From the summary output alone, it looks like everything is significant- there are stars at the end of the (intercept) and x lines, and the p-values are very low, so we conclude that \(x\) is useful in helping us explain \(y\). However, this does not say that the model is any good. We have to look at the residuals to see problems:

plot(silly.lm)

See the obvious pattern in the first plot! This is a good indication of the model not fitting well because our assumptions are not satisfied; our assumptions imply that our residuals should not depend on the fitted value of y, but clearly we see a u-shaped pattern in our residuals. This means we must question our linear model.

I spend a lot of time discussing residuals here- and you may feel too much- but studying the residual plots is often the only way to detect problems in the model. Certainly as we introduce more complicated models, it is not easy to see problems by eye.
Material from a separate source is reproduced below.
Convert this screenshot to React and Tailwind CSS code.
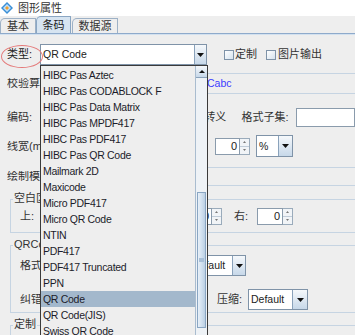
import React from "react";

const Tri = ({ up, w = 7, h = 4, color = "#111" }) => (
  <svg width={w} height={h} viewBox={`0 0 ${w} ${h}`}>
    <polygon points={up ? `0,${h} ${w},${h} ${w / 2},0` : `0,0 ${w},0 ${w / 2},${h}`} fill={color} />
  </svg>
);

const ArrowBtn = ({ className }) => (
  <div className={`flex items-center justify-center border-l border-[#8aa2bb] bg-gradient-to-b from-[#f5f8fb] to-[#c7d8e9] ${className}`}>
    <Tri />
  </div>
);

const Spin = ({ inputW, value = "0" }) => (
  <div className="flex h-[17px]">
    <div className={`${inputW} h-full bg-white border border-[#8a9bac] flex items-center justify-end pr-[2px] text-[11px] text-[#222]`}>{value}</div>
    <div className="w-[10px] h-full flex flex-col border border-l-0 border-[#9aabbb]">
      <div className="flex-1 flex items-center justify-center bg-[#f1f4f7] border-b border-[#c0ccd8]"><Tri up w={3} h={2} color="#777" /></div>
      <div className="flex-1 flex items-center justify-center bg-[#f1f4f7]"><Tri w={3} h={2} color="#777" /></div>
    </div>
  </div>
);

const Line = () => <div className="ml-[120px] h-px bg-[#c6d4e2]" />;

const Tab = ({ children, selected, className }) => (
  <div
    className={`${className} flex items-center justify-center border border-b-0 rounded-tl-[5px] text-[11px] ${
      selected ? "h-[17px] bg-[#d6e4f1] border-[#8aa6c3] text-[#222]" : "h-[15px] bg-[#eeeeee] border-[#9db1c6] text-[#333]"
    }`}
  >
    {children}
  </div>
);

const items = [
  "HIBC Pas Aztec",
  "HIBC Pas CODABLOCK F",
  "HIBC Pas Data Matrix",
  "HIBC Pas MPDF417",
  "HIBC Pas PDF417",
  "HIBC Pas QR Code",
  "Mailmark 2D",
  "Maxicode",
  "Micro PDF417",
  "Micro QR Code",
  "NTIN",
  "PDF417",
  "PDF417 Truncated",
  "PPN",
  "QR Code",
  "QR Code(JIS)",
  "Swiss QR Code",
];

const Group = ({ title, titleW, className, children }) => (
  <div className={`relative ml-[10px] w-[360px] border border-r-0 border-[#c6d4e2] ${className}`}>
    <div className={`absolute -top-[8px] left-[2px] ${titleW} overflow-hidden whitespace-nowrap bg-[#eeeeee] pl-px leading-[13px] text-[11px] text-[#333]`}>{title}</div>
    {children}
  </div>
);

const Clip = ({ w, children }) => (
  <div className={`${w} shrink-0 overflow-hidden whitespace-nowrap`}>{children}</div>
);

export default function App() {
  return (
    <div className="relative w-[355px] h-[335px] overflow-hidden bg-[#eeeeee] text-[11px] leading-none text-[#333] font-['Liberation_Sans','Noto_Sans_CJK_SC',sans-serif]">
      {/* title bar */}
      <div className="h-4 bg-white flex items-center pl-[1px]">
        <svg width="12" height="12" viewBox="0 0 12 12">
          <polygon points="6,0 12,6 6,12 0,6" fill="#3a8fd6" />
          <polygon points="6,2 10,6 6,10 2,6" fill="#bfe0fa" />
          <polygon points="6,4 8,6 6,8 4,6" fill="#f0a030" />
        </svg>
        <span className="ml-[5px] text-[11px] text-[#333]">图形属性</span>
      </div>
      {/* tabs */}
      <div className="h-[17px] flex items-end">
        <Tab className="w-[36px]">基本</Tab>
        <Tab selected className="w-[35px]">条码</Tab>
        <Tab className="w-[46px] ml-px">数据源</Tab>
      </div>
      <div className="h-px bg-[#8eaacb]" />
      <div className="h-px bg-[#d3e1ef]" />

      {/* row 1 */}
      <div className="h-[38px] pt-[9px] pl-[7px] flex items-start">
        <div className="w-[33px] h-[21px] flex items-center text-[#222]">类型:</div>
        <div className="w-[167px] h-[21px] flex bg-white border border-[#7f93a8]">
          <div className="flex-1 flex items-center pl-[2px] text-[10.5px] text-[#222]">QR Code</div>
          <ArrowBtn className="w-[12px]" />
        </div>
        <div className="ml-[17px] mt-[6px] w-[10px] h-[10px] border border-[#7f93a8] bg-gradient-to-br from-white to-[#d5e2ee]" />
        <div className="ml-[1px] h-[21px] flex items-center">定制</div>
        <div className="ml-[9px] mt-[6px] w-[10px] h-[10px] border border-[#7f93a8] bg-gradient-to-br from-white to-[#d5e2ee]" />
        <div className="ml-[2px] h-[21px] flex items-center">图片输出</div>
      </div>
      <Line />
      {/* row 2 */}
      <div className="h-[19px] pl-[7px] flex items-center">
        <Clip w="w-[33px]">校验算法:</Clip>
        <div className="w-[167px] shrink-0" />
        <div className="text-[10.5px] text-[#3b3bff]">Cabc</div>
      </div>
      <Line />
      {/* row 3 panel */}
      <div className="h-[73px] pl-[7px] flex flex-col">
        <div className="mt-[13px] h-[20px] flex items-center">
          <div className="w-[200px]">编码:</div>
          <div className="w-[38px]">转义</div>
          <div className="w-[55px]">格式子集:</div>
          <div className="w-[60px] h-[19px] bg-white border border-[#8a9bac]" />
        </div>
        <div className="mt-[8px] h-[22px] flex items-center">
          <Clip w="w-[33px]">线宽(mm):</Clip>
          <div className="w-[175px] shrink-0" />
          <Spin inputW="w-[25px]" />
          <div className="ml-[6px] w-[37px] h-[22px] flex bg-white border border-[#7f93a8]">
            <div className="flex-1 flex items-center pl-[2px] text-[10.5px] text-[#222]">%</div>
            <ArrowBtn className="w-[14px]" />
          </div>
        </div>
      </div>
      <Line />
      <div className="h-[17px] pl-[7px] flex items-center">
        <Clip w="w-[33px]">绘制模式:</Clip>
      </div>
      <Line />

      {/* group 1 */}
      <Group title="空白区域" titleW="w-[28px]" className="mt-[13px] h-[34px]">
        <div className="h-full pl-[9px] flex items-center">
          <div className="w-[165px]">上:</div>
          <Spin inputW="w-[27px]" />
          <div className="ml-[12px] w-[23px]">右:</div>
          <Spin inputW="w-[26px]" />
        </div>
      </Group>

      {/* group 2 */}
      <Group title="QRCode" titleW="w-[28px]" className="mt-[12px] h-[68px]">
        <div className="pl-[9px] flex flex-col">
          <div className="mt-[9px] h-[21px] flex items-center">
            <Clip w="w-[20px]">格式:</Clip>
            <div className="w-[149px] shrink-0" />
            <div className="w-[57px] h-[21px] flex bg-white border border-[#7f93a8]">
              <div className="flex-1 flex items-center pl-[2px] text-[10.5px] text-[#222]">Default</div>
              <ArrowBtn className="w-[13px]" />
            </div>
          </div>
          <div className="mt-[13px] h-[21px] flex items-center">
            <Clip w="w-[20px]">纠错:</Clip>
            <div className="w-[177px] shrink-0" />
            <div className="w-[31px]">压缩:</div>
            <div className="w-[60px] h-[21px] flex bg-white border border-[#7f93a8]">
              <div className="flex-1 flex items-center pl-[2px] text-[10.5px] text-[#222]">Default</div>
              <ArrowBtn className="w-[15px]" />
            </div>
          </div>
        </div>
      </Group>

      {/* group 3 */}
      <Group title="定制" titleW="w-[24px]" className="mt-[12px] h-[40px]" />

      {/* dropdown popup */}
      <div className="absolute left-[40px] top-[65px] w-[168px] h-[280px] flex bg-[#eeeeee] border border-b-0 border-[#3a3a3a]">
        <div className="flex-1 pt-[1px] flex flex-col overflow-hidden">
          {items.map((t) => (
            <div
              key={t}
              className={`h-[16px] shrink-0 flex items-center pl-[2px] text-[10.5px] tracking-[-0.3px] whitespace-nowrap text-[#1c1c2a] ${t === "QR Code" ? "bg-[#a3b8cc]" : ""}`}
            >
              {t}
            </div>
          ))}
        </div>
        <div className="w-[12px] shrink-0 flex flex-col border-l border-[#a9bccf] bg-[#eef2f6]">
          <div className="h-[12px] flex items-center justify-center border-b border-[#8aa2bb] bg-gradient-to-b from-[#f5f8fb] to-[#c7d8e9]">
            <Tri up w={6} h={3} />
          </div>
          <div className="h-[114px]" />
          <div className="h-[136px] mx-px flex items-center justify-center border border-[#8aa6c3] bg-gradient-to-r from-[#e8f0f8] via-[#d2e1f0] to-[#bcd0e4]">
            <div className="w-[5px] h-[4px] bg-[#a9c0d8]" />
          </div>
        </div>
      </div>

      {/* red ellipse annotation */}
      <div className="absolute left-[1px] top-[45px] w-[42px] h-[23px] rounded-[50%] border border-[#e47a7a]" />
    </div>
  );
}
9.3.1 Exercise 3: Fire Damage

A fire insurance company wants to relate the amount of fire damage in major residential fires to the distance between the residence and the nearest fire station. The study was conducted in a large suburb of a major city; a sample of fifteen recent fires in the suburb was selected. The amount of damage, \(y\) (£ 000), and the distance, \(x\) (km), between the fire and the nearest fire station are as follows:

x<- c(3.4 , 1.8 , 4.6 , 2.3 , 3.1 , 5.5 , 0.7 , 3.0 ,
      2.6 , 4.3 , 2.1 , 1.1 , 6.1 , 4.8 , 3.8)
y<- c(26.2 , 17.8 , 31.3 , 23.1 , 27.5 , 36.0 , 14.1 , 22.3,
      19.6 , 31.3 , 24.0 , 17.3 , 43.2 , 36.4 , 26.1)

1. Plot the data.
2. Write down the regression model the data suggest. Also, write the model assumptions.
3. Fit the simple linear regression model to the data, plot the fitted line and write down its equation.
4. Look at the residual plots, do they give any reason to doubt our model?
5. Test the null hypothesis that the regression is not significant (the slope is zero) and interpret the result in non-technical language.
6. Estimate the cost of the damage for a residence 3.5 km from the nearest fire station.
7. Interpret the meaning of the slope and intercept parameters.
8. Use R to form a 95% confidence interval for the slope.